Modern surround view systems go beyond simple visual aids. Many now incorporate augmented reality features, overlaying guidance lines and proximity warnings onto the camera feed. Some advanced systems even offer a 3D view that allows drivers to virtually "walk around" their vehicle on the screen, providing an unprecedented level of spatial awareness during parking maneuvers.
The integration of AI in these systems has led to intelligent object recognition capabilities. For instance, the system can identify and highlight pedestrians, animals, or other vehicles, drawing the driver's attention to potential hazards. This feature is particularly useful in busy urban environments or crowded parking lots where threats can approach from any direction.

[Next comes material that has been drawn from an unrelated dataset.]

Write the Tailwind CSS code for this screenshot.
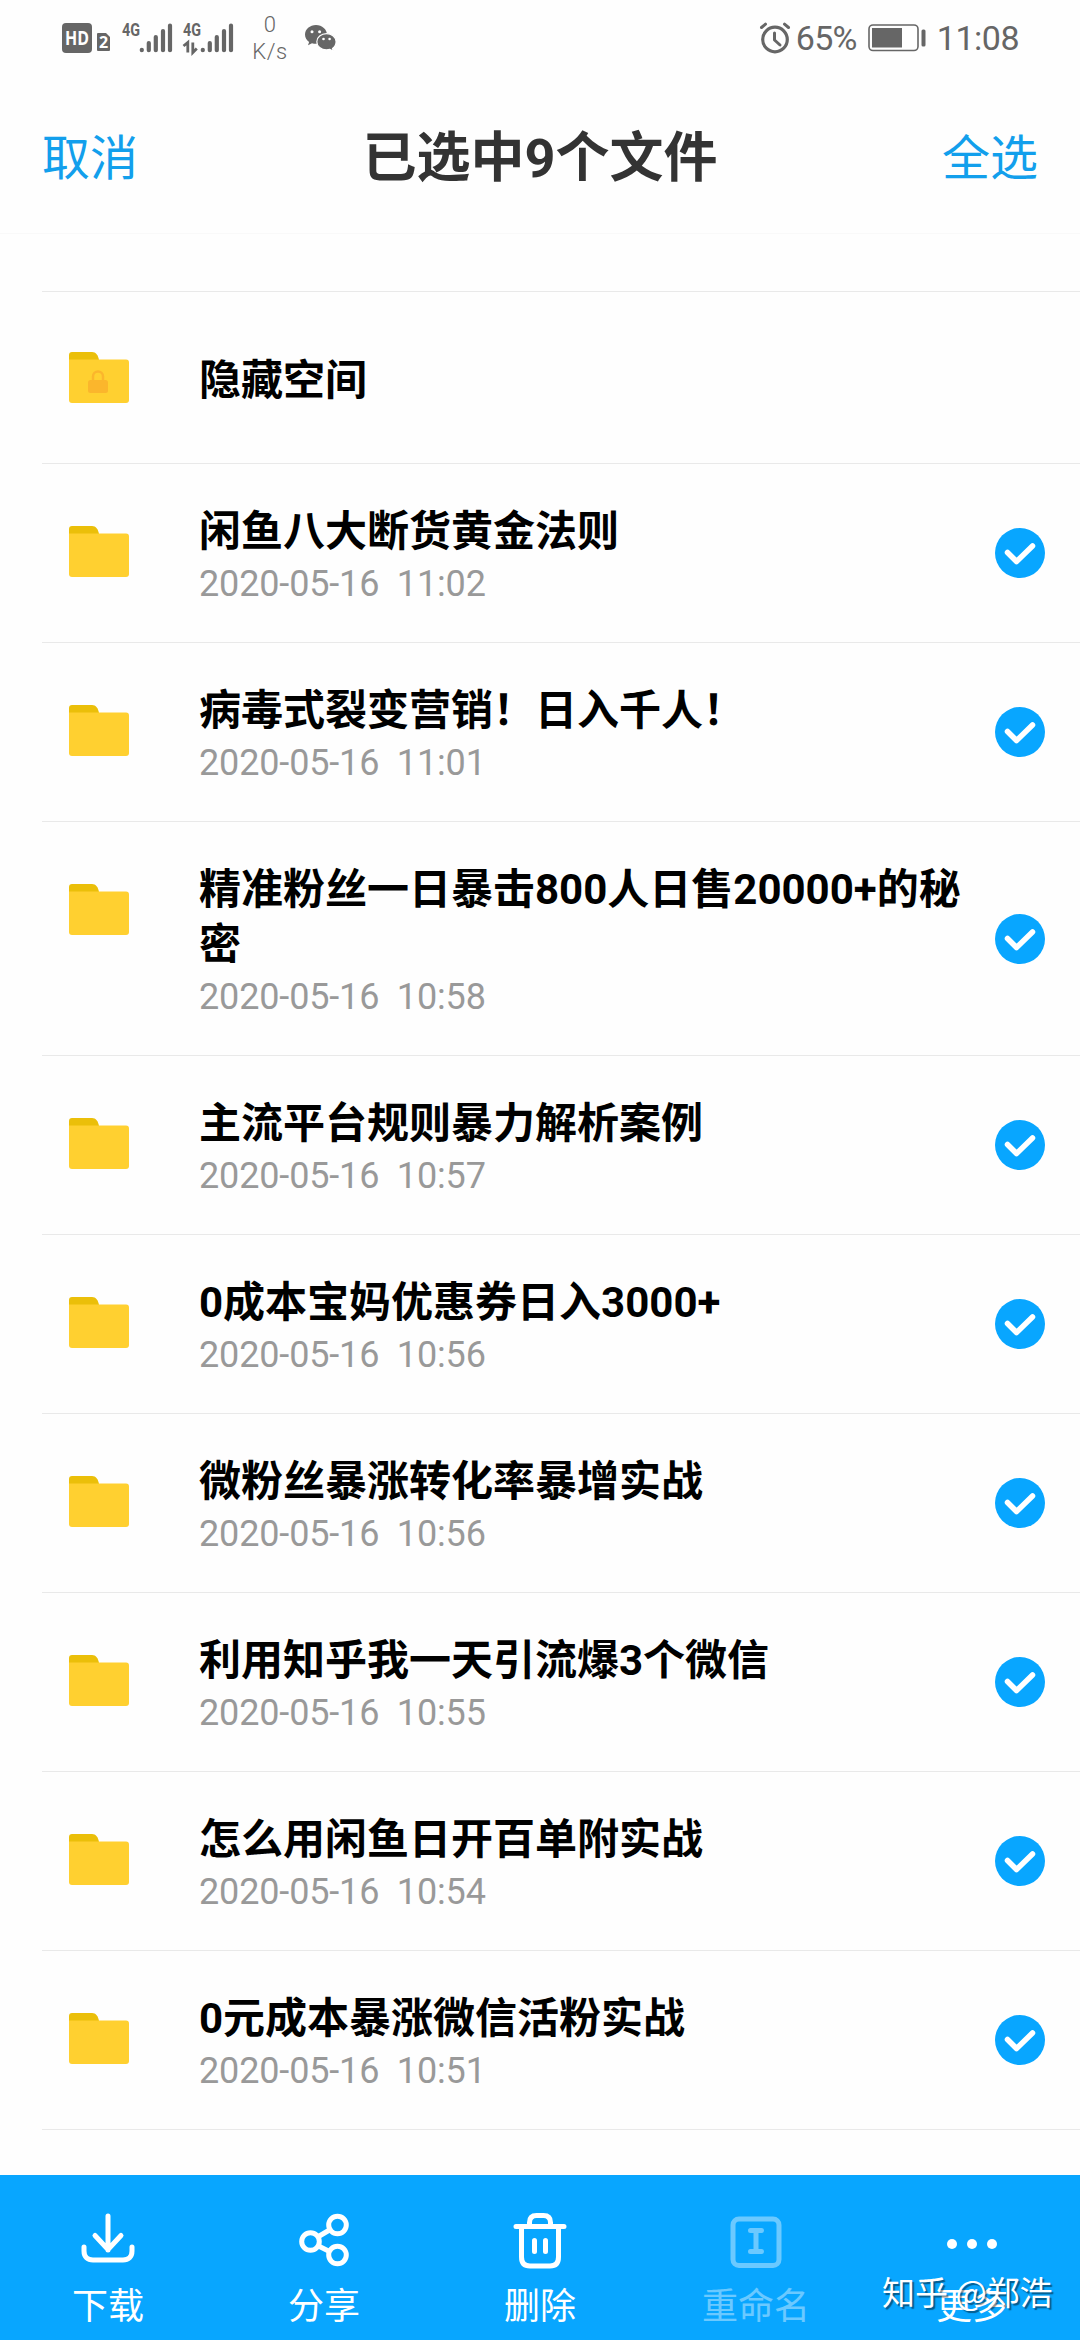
<!DOCTYPE html>
<html lang="zh-CN">
<head>
<meta charset="utf-8">
<title>已选中9个文件</title>
<script src="https://cdn.jsdelivr.net/npm/@tailwindcss/browser@4"></script>
</head>
<body class="bg-white">
<div class="relative w-[1080px] h-[2340px] overflow-hidden bg-[#fefefe] flex flex-col font-[Roboto,'Noto_Sans_CJK_SC',sans-serif]">

  <!-- status bar -->
  <div class="h-[76px] shrink-0 flex items-center justify-between pl-[62px] pr-[61px] text-[#666]">
    <div class="flex items-center h-full">
      <svg class="overflow-visible" width="30" height="30" viewBox="0 0 30 30"><rect width="30" height="30" rx="4" fill="#666"/><text x="15" y="22" text-anchor="middle" font-family="Open Sans" font-weight="700" font-size="19" textLength="24" lengthAdjust="spacingAndGlyphs" fill="#fff">HD</text></svg>
      <svg class="ml-[5px] mt-[7px] overflow-visible" width="13" height="18" viewBox="0 0 13 18"><path d="M1 0H9L13 4V17a1 1 0 0 1-1 1H1a1 1 0 0 1-1-1V1a1 1 0 0 1 1-1Z" fill="#666"/><text x="6.5" y="15" text-anchor="middle" font-family="Open Sans" font-weight="700" font-size="16" fill="#fff">2</text></svg>
      <svg class="ml-[12px] overflow-visible" width="51" height="32" viewBox="0 0 51 32">
        <text x="0" y="14" font-family="Roboto" font-weight="700" font-size="19" textLength="18" lengthAdjust="spacingAndGlyphs" fill="#666">4G</text>
        <g stroke="#666" stroke-width="4.2" stroke-linecap="round"><path d="M19.8 28.2v-.4M26.8 28.2V21M33.8 28.2V15M41 28.2V9M48 28.2V3.500"/></g>
      </svg>
      <svg class="ml-[10px] overflow-visible" width="51" height="32" viewBox="0 0 51 32">
        <text x="0" y="14" font-family="Roboto" font-weight="700" font-size="19" textLength="18" lengthAdjust="spacingAndGlyphs" fill="#666">4G</text>
        <path d="M0.500 24 4.800 20.500v10M9.800 20.500v10L13.800 26.500" fill="none" stroke="#666" stroke-width="2.800"/>
        <g stroke="#666" stroke-width="4.2" stroke-linecap="round"><path d="M19.800 28.200v-.4M26.800 28.200V21M33.800 28.200V15M41 28.200V9M48 28.200V3.500"/></g>
      </svg>
      <div class="ml-[18px] w-[36px] text-center text-[22px] leading-[27px] font-light tracking-[0.5px]">0<br>K/s</div>
      <svg class="ml-[17px]" width="32" height="27" viewBox="0 0 32 27">
        <path d="M11 0C4.900 0 0 4.300 0 9.600c0 3 1.600 5.600 4.100 7.400L3 20.200l4-2c1.300.4 2.600.6 4 .6 6.100 0 11-4.100 11-9.200S17.100 0 11 0Z" fill="#666"/>
        <path d="M21.500 8.600c-5.400 0-9.700 3.600-9.700 8.100s4.300 8.200 9.700 8.200c1.200 0 2.300-.2 3.400-.5l3.500 1.900-.9-2.900c2.200-1.500 3.600-3.900 3.600-6.700 0-4.500-4.300-8.100-9.600-8.100Z" fill="#666" stroke="#fff" stroke-width="1.200"/>
        <g fill="#fff"><circle cx="7" cy="6.700" r="1.500"/><circle cx="14.600" cy="6.700" r="1.500"/><circle cx="18.500" cy="14" r="1.300"/><circle cx="24.600" cy="14" r="1.300"/></g>
      </svg>
    </div>
    <div class="flex items-center h-full text-[34px] leading-none">
      <svg width="32" height="32" viewBox="0 0 32 32" fill="none" stroke="#666" stroke-linecap="round"><circle cx="16" cy="17.500" r="12.300" stroke-width="3.200"/><path d="M15.500 11v7l5.500 5" stroke-width="3" stroke-linejoin="round"/><path d="M2.500 5.500 6.500 2.200M29.500 5.500 25.500 2.200" stroke-width="3"/></svg>
      <span class="ml-[5px] w-[63px] tracking-[-0.8px]">65%</span>
      <svg class="ml-[9px]" width="59" height="28" viewBox="0 0 59 28"><rect x="1" y="1" width="49" height="25.500" rx="4" fill="none" stroke="#666" stroke-width="1.600"/><rect x="4" y="4" width="30" height="19.500" fill="#666"/><rect x="53.500" y="5.500" width="4" height="17" rx="1.500" fill="#666"/></svg>
      <span class="ml-[10px] tracking-[-0.5px]">11:08</span>
    </div>
  </div>

  <!-- header -->
  <div class="h-[158px] shrink-0 flex items-center justify-between px-[42px] pt-[8px] border-b border-[#f9f9f9]">
    <span class="text-5xl leading-[72px] text-[#129fec]">取消</span>
    <span class="text-[54px] leading-[72px] font-bold text-[#333]">已选中9个文件</span>
    <span class="text-5xl leading-[72px] text-[#129fec]">全选</span>
  </div>
  <div class="h-[57px] shrink-0"></div>

  <!-- file list -->
  <div id="list" class="flex-1 pl-[42px]"></div>

  <!-- action bar -->
  <div class="h-[165px] shrink-0 bg-[#08a6ff] grid grid-cols-5 text-white text-[36px] leading-[50px]">
    <div class="flex flex-col items-center pt-[34px]">
      <svg width="64" height="64" viewBox="0 0 64 64" fill="none" stroke="#fff" stroke-width="5" stroke-linecap="round" stroke-linejoin="round"><path d="M32 7v34M19 26.500 32 40.500 45 26.500"/><path d="M8 38v4c0 6 3.500 9 9 9h30c5.500 0 9-3 9-9v-4"/></svg>
      <span class="mt-[9px]">下载</span>
    </div>
    <div class="flex flex-col items-center pt-[34px]">
      <svg width="64" height="64" viewBox="0 0 64 64" fill="none" stroke="#fff" stroke-width="5"><circle cx="18.500" cy="32.500" r="8.800"/><circle cx="45.500" cy="16" r="8.800"/><circle cx="45.500" cy="46" r="8.800"/><path d="M26.500 27.500 37.500 21M26.500 37 37.500 42.500"/></svg>
      <span class="mt-[9px]">分享</span>
    </div>
    <div class="flex flex-col items-center pt-[34px]">
      <svg width="64" height="64" viewBox="0 0 64 64" fill="none" stroke="#fff" stroke-width="5" stroke-linecap="round"><path d="M8 17.500h48M21.500 17v-3.500c0-5 2.500-7 7-7h7c4.500 0 7 2 7 7V17M13.500 18v30c0 6 2.500 9 8.500 9h20c6 0 8.500-3 8.500-9V18"/><path d="M26.500 31.500v11M37.500 31.500v11"/></svg>
      <span class="mt-[9px]">删除</span>
    </div>
    <div class="flex flex-col items-center pt-[34px] opacity-40">
      <svg width="64" height="64" viewBox="0 0 64 64" fill="none" stroke="#fff" stroke-width="5" stroke-linecap="round"><rect x="9" y="10" width="46" height="46.500" rx="6"/><path d="M26.500 21.500h11M32 21.500v21M26.500 42.500h11"/></svg>
      <span class="mt-[9px]">重命名</span>
    </div>
    <div class="flex flex-col items-center pt-[34px]">
      <svg width="64" height="64" viewBox="0 0 64 64" fill="#fff"><circle cx="12" cy="35" r="5"/><circle cx="32" cy="35" r="5"/><circle cx="52" cy="35" r="5"/></svg>
      <span class="mt-[9px]">更多</span>
    </div>
  </div>

  <!-- watermark -->
  <div class="absolute left-[882px] top-[2267px] text-[33px] leading-[48px] whitespace-nowrap text-white font-['Noto_Sans_CJK_SC',sans-serif] [text-shadow:2px_2px_1px_rgba(0,0,0,0.45)]">知乎 @郑浩</div>
</div>

<script>
const files = [
  ['闲鱼八大断货黄金法则', '11:02'],
  ['病毒式裂变营销！日入千人！', '11:01'],
  ['精准粉丝一日暴击800人日售20000+的秘密', '10:58'],
  ['主流平台规则暴力解析案例', '10:57'],
  ['0成本宝妈优惠券日入3000+', '10:56'],
  ['微粉丝暴涨转化率暴增实战', '10:56'],
  ['利用知乎我一天引流爆3个微信', '10:55'],
  ['怎么用闲鱼日开百单附实战', '10:54'],
  ['0元成本暴涨微信活粉实战', '10:51'],
];
const folder = (extra = '') => `<svg width="60" height="51" viewBox="0 0 60 51" class="shrink-0"><path d="M3 0H23c4 0 6 3 7 8v6H0V3a3 3 0 0 1 3-3Z" fill="#ebbf09"/><path d="M0 7.500H57a3 3 0 0 1 3 3V48a3 3 0 0 1-3 3H3a3 3 0 0 1-3-3Z" fill="#ffd030"/>${extra}</svg>`;
const lock = '<rect x="19" y="28" width="20" height="13" rx="2.500" fill="#fbb62c"/><path d="M24 29v-4.500a5 5 0 0 1 10 0V29" fill="none" stroke="#fbb62c" stroke-width="2.500"/>';
const check = '<svg width="50" height="50" viewBox="0 0 50 50" class="shrink-0 self-center"><circle cx="25" cy="25" r="25" fill="#08a6ff"/><path d="M12.500 24.500 21.500 33.500 37.500 18" fill="none" stroke="#fff" stroke-width="5.500" stroke-linecap="round" stroke-linejoin="round"/></svg>';
document.getElementById('list').innerHTML =
  `<div class="h-[173px] border-y border-[#e9e9e9] flex pl-[27px] pt-[60px]">${folder(lock)}<div class="ml-[70px] mt-[1px] text-[42px] leading-[55px] font-bold text-black">隐藏空间</div></div>` +
  files.map(([name, time]) => `<div class="flex border-b border-[#e9e9e9] pl-[27px] pr-[35px]">
    <div class="pt-[62px]">${folder()}</div>
    <div class="ml-[70px] flex-1 pt-[40px] pb-[32px]">
      <div class="w-[770px] text-[42px] leading-[55px] font-bold text-black break-all">${name}</div>
      <div class="text-[36px] leading-[51px] text-[#999] whitespace-pre tracking-[-0.15px]">2020-05-16  ${time}</div>
    </div>${check}</div>`).join('');
</script>
</body>
</html>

Blind Spot Detection with Cross-Traffic Alert
Blind spot detection systems have evolved from simple warning lights to comprehensive safety features that actively monitor areas outside the driver's field of vision. These systems typically use radar sensors mounted in the rear bumper or side mirrors to detect vehicles approaching or lingering in blind spots. When a vehicle is detected, the system alerts the driver through visual, audible, or haptic warnings.
The addition of cross-traffic alert functionality extends the system's capabilities to scenarios where visibility is severely limited, such as backing out of a parking space. This feature scans for approaching vehicles, cyclists, or pedestrians from the sides, providing crucial information in situations where even careful drivers might miss potential hazards.
Advanced blind spot detection systems are now being integrated with steering and braking controls to provide active assistance. If a driver attempts to change lanes when a vehicle is detected in the blind spot, these systems can apply corrective steering or selective braking to prevent a collision. This integration represents a significant step towards more comprehensive collision avoidance capabilities.